Last night on Jay Leno, Mike Huckabee put in the best late night performance in presidential history, potentially catapulting himself to a win in Iowa tonight and gaining enough momentum to march on to victory in South Carolina. As I explained when Fred Thompson launched his campaign on late night television, these types of appearances are a powerful new strategic tool in campaigns.
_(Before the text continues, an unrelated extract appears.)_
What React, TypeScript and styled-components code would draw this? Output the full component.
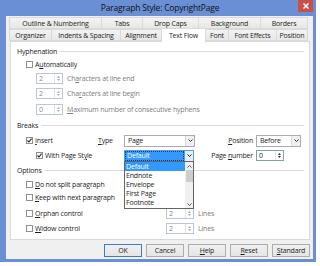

On late night shows, candidates are usually able to offer their best personal narrative, and hopefully in the process, prime memories of likability and strong character. The appearance on a late night show can also generate positive news coverage and positive buzz at the office, on blogs, or among friends. Most importantly, when candidates go on late night comedy, they reach the limited number of “persuadables” left in the electorate, non-news audiences who have few other sources of information about the candidate, winning their support and most importantly in Iowa tonight, giving that added motivation to actually turn out and caucus. [This ability to bring latent supporters into the electoral process by way of entertainment and celebrity venues is on greatest display with the Obama campaign and their Oprah strategy, which I first wrote about back in September.]

Huckabee’s brilliance as a communicator shouldn’t be underestimated. In fact, Kathleen Hall Jamieson, the leading historian of presidential communications, calls Huckabee the best she has seen since Reagan. Here’s what she said in a must read interview on the Bill Moyers program (transcript):

….I haven’t seen a politician who has his talent to connect with voters since Ronald Reagan. If you just listen to him on radio, there is a communication sense, a sense of him as a communicator that telegraphs an immediate identification that’s really very powerful. And the question is: Does that telegraphy distract you from asking questions about who he is and what he stands for? And if so it’s a net political advantage. It may not be a net advantage ultimately in the translation of governance.